# To do
In the material below, find all lines with the string "image" and copy them.
-- begin Supplied entries --
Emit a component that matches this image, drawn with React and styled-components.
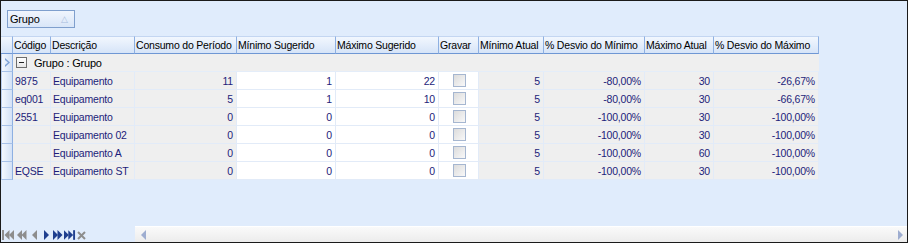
import React from 'react';
import styled, {createGlobalStyle} from 'styled-components';

const GlobalStyle = createGlobalStyle`
  html, body {
    margin: 0;
    padding: 0;
  }
  body {
    font-family: "Liberation Sans", Arial, sans-serif;
    font-size: 10.5px;
    letter-spacing: -0.2px;
  }
`;

const COLS = '12px 38px 84px 102px 99px 103px 40px 65px 101px 69px 105px';

const Frame = styled.div`
  box-sizing: border-box;
  width: 908px;
  height: 243px;
  border: 1px solid #1a1a1a;
  background: #e0ecfc;
  display: flex;
  flex-direction: column;
  overflow: hidden;
`;

const GroupPanel = styled.div`
  height: 35px;
  padding: 9px 0 0 6px;
  box-sizing: border-box;
`;

const GroupButton = styled.div`
  box-sizing: border-box;
  width: 68px;
  height: 18px;
  border: 1px solid #7f9fcd;
  background: linear-gradient(#f0f5fd, #d9e6f8);
  display: flex;
  align-items: center;
  justify-content: space-between;
  padding: 0 6px 0 2px;
  color: #000;
  font-size: 11px;
  span {
    color: #a9bddd;
    font-size: 9px;
  }
`;

const GridArea = styled.div`
  flex: 1;
`;

const Row = styled.div`
  display: grid;
  grid-template-columns: ${COLS};
  width: 818px;
  height: 18px;
`;

const HeaderCell = styled.div`
  box-sizing: border-box;
  height: 18px;
  background: linear-gradient(#f2f7fe, #d6e4f8);
  border-right: 1px solid #8eb0e2;
  border-bottom: 1px solid #6f97d4;
  border-top: 1px solid #c4d6f1;
  padding: 2px 0 0 1px;
  color: #000;
  white-space: nowrap;
  overflow: hidden;
`;

const Indicator = styled.div`
  box-sizing: border-box;
  height: 18px;
  background: linear-gradient(90deg, #f4f8fe, #d3e1f6);
  border-right: 1px solid #8eb0e2;
  border-bottom: 1px solid #a7c1e8;
  border-left: 1px solid #b9cdee;
  display: flex;
  align-items: center;
  justify-content: center;
`;

const GroupCell = styled.div`
  grid-column: 2 / -1;
  box-sizing: border-box;
  height: 18px;
  background: #efefef;
  border-bottom: 1px solid #e4edf9;
  display: flex;
  align-items: center;
  gap: 7px;
  padding-left: 3px;
  color: #000;
  font-size: 11px;
`;

const ExpandBox = styled.div`
  box-sizing: border-box;
  width: 11px;
  height: 11px;
  border: 1px solid #6d6d6d;
  background: linear-gradient(#ffffff, #e6e6e6);
  position: relative;
  &::after {
    content: '';
    position: absolute;
    left: 2px;
    top: 4px;
    width: 5px;
    height: 1px;
    background: #222;
  }
`;

const Cell = styled.div`
  box-sizing: border-box;
  height: 18px;
  background: ${p => (p.$edit ? '#ffffff' : '#efefef')};
  border-right: 1px solid #e2ebf8;
  border-bottom: 1px solid #e2ebf8;
  color: #1d1d7a;
  padding: 3px ${p => (p.$right ? '3px' : '0')} 0 ${p => (p.$right ? '0' : '2px')};
  text-align: ${p => (p.$right ? 'right' : 'left')};
  white-space: nowrap;
  overflow: hidden;
`;

const CheckCell = styled(Cell)`
  display: flex;
  justify-content: center;
  padding: 2px 0 0 1px;
`;

const CheckBox = styled.div`
  box-sizing: border-box;
  width: 13px;
  height: 13px;
  border: 1px solid #a5b6d0;
  background: linear-gradient(135deg, #dcdcdc, #f8f8f8);
`;

const Footer = styled.div`
  height: 16px;
  display: flex;
  align-items: stretch;
`;

const Navigator = styled.div`
  width: 134px;
  display: flex;
  align-items: center;
  padding: 2px 0 0 1px;
  box-sizing: border-box;
`;

const NavBtn = styled.div`
  width: ${p => p.$w}px;
  height: 12px;
  display: flex;
  align-items: center;
  justify-content: center;
`;

const Scrollbar = styled.div`
  flex: 1;
  background: linear-gradient(#fafafa, #ececec);
  border-top: 1px solid #ffffff;
  display: flex;
  align-items: center;
  justify-content: space-between;
  padding: 0 4px 0 6px;
`;

const columns = [
  'Código',
  'Descrição',
  'Consumo do Período',
  'Mínimo Sugerido',
  'Máximo Sugerido',
  'Gravar',
  'Mínimo Atual',
  '% Desvio do Mínimo',
  'Máximo Atual',
  '% Desvio do Máximo',
];

const rows = [
  ['9875', 'Equipamento', '11', '1', '22', '5', '-80,00%', '30', '-26,67%'],
  ['eq001', 'Equipamento', '5', '1', '10', '5', '-80,00%', '30', '-66,67%'],
  ['2551', 'Equipamento', '0', '0', '0', '5', '-100,00%', '30', '-100,00%'],
  ['', 'Equipamento 02', '0', '0', '0', '5', '-100,00%', '30', '-100,00%'],
  ['', 'Equipamento A', '0', '0', '0', '5', '-100,00%', '60', '-100,00%'],
  ['EQSE', 'Equipamento ST', '0', '0', '0', '5', '-100,00%', '30', '-100,00%'],
];

const Tri = ({dir, color}) => (
  <svg width="5" height="10" viewBox="0 0 5 10">
    {dir === 'left' ? (
      <path d="M5 0 L0 5 L5 10 Z" fill={color} />
    ) : (
      <path d="M0 0 L5 5 L0 10 Z" fill={color} />
    )}
  </svg>
);

const Arrows = ({dir, count, bar, color}) => {
  const w = count * 4.5 + (bar ? 2.5 : 0) + 1;
  return (
    <svg width={w} height="10" viewBox={`0 0 ${w} 10`}>
      {dir === 'left' && bar && <rect x="0" y="0" width="2" height="10" fill={color} />}
      {Array.from({length: count}).map((_, i) => {
        const x = (dir === 'left' && bar ? 2.5 : 0) + i * 4.5;
        return dir === 'left' ? (
          <path key={i} d={`M${x + 5} 0 L${x} 5 L${x + 5} 10 Z`} fill={color} />
        ) : (
          <path key={i} d={`M${x} 0 L${x + 5} 5 L${x} 10 Z`} fill={color} />
        );
      })}
      {dir === 'right' && bar && <rect x={count * 4.5 + 0.5} y="0" width="2" height="10" fill={color} />}
    </svg>
  );
};

const App = () => {
  return (
    <>
      <GlobalStyle />
      <Frame>
        <GroupPanel>
          <GroupButton>
            Grupo <span>△</span>
          </GroupButton>
        </GroupPanel>
        <GridArea>
          <Row>
            <HeaderCell />
            {columns.map(c => (
              <HeaderCell key={c}>{c}</HeaderCell>
            ))}
          </Row>
          <Row>
            <Indicator>
              <svg width="5" height="9" viewBox="0 0 5 9">
                <path d="M0 0 L5 4.5 L0 9 L0 7 L3 4.5 L0 2 Z" fill="#7fa2d6" />
              </svg>
            </Indicator>
            <GroupCell>
              <ExpandBox />
              Grupo : Grupo
            </GroupCell>
          </Row>
          {rows.map((r, i) => (
            <Row key={i}>
              <Indicator />
              <Cell>{r[0]}</Cell>
              <Cell>{r[1]}</Cell>
              <Cell $right>{r[2]}</Cell>
              <Cell $right $edit>{r[3]}</Cell>
              <Cell $right $edit>{r[4]}</Cell>
              <CheckCell $edit>
                <CheckBox />
              </CheckCell>
              <Cell $right>{r[5]}</Cell>
              <Cell $right>{r[6]}</Cell>
              <Cell $right>{r[7]}</Cell>
              <Cell $right>{r[8]}</Cell>
            </Row>
          ))}
        </GridArea>
        <Footer>
          <Navigator>
            <NavBtn $w={13}>
              <Arrows dir="left" count={2} bar color="#8d8d8d" />
            </NavBtn>
            <NavBtn $w={13}>
              <Arrows dir="left" count={2} color="#8d8d8d" />
            </NavBtn>
            <NavBtn $w={12}>
              <Tri dir="left" color="#8d8d8d" />
            </NavBtn>
            <NavBtn $w={12}>
              <Tri dir="right" color="#1f3f8f" />
            </NavBtn>
            <NavBtn $w={12}>
              <Arrows dir="right" count={2} color="#1f3f8f" />
            </NavBtn>
            <NavBtn $w={12}>
              <Arrows dir="right" count={2} bar color="#1f3f8f" />
            </NavBtn>
            <NavBtn $w={11}>
              <svg width="9" height="9" viewBox="0 0 9 9">
                <path d="M1 1 L8 8 M8 1 L1 8" stroke="#8d8d8d" strokeWidth="2" />
              </svg>
            </NavBtn>
          </Navigator>
          <Scrollbar>
            <Tri dir="left" color="#9eadd0" />
            <Tri dir="right" color="#9eadd0" />
          </Scrollbar>
        </Footer>
      </Frame>
    </>
  );
};

export default App;
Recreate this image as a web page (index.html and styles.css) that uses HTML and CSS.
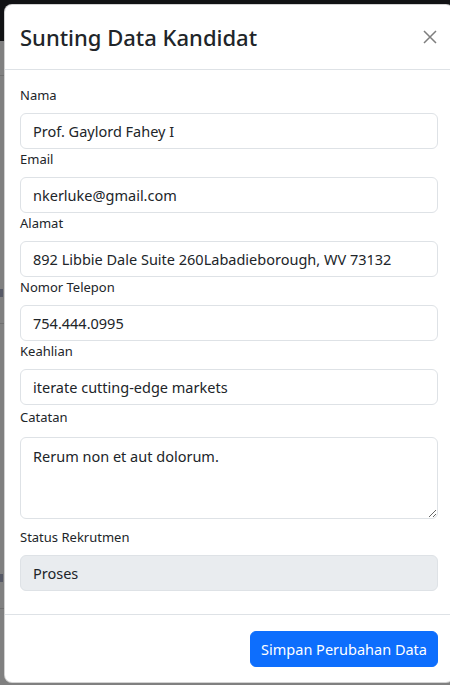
-- end Supplied entries --
# Expected answer
Emit a component that matches this image, drawn with React and styled-components.
Recreate this image as a web page (index.html and styles.css) that uses HTML and CSS.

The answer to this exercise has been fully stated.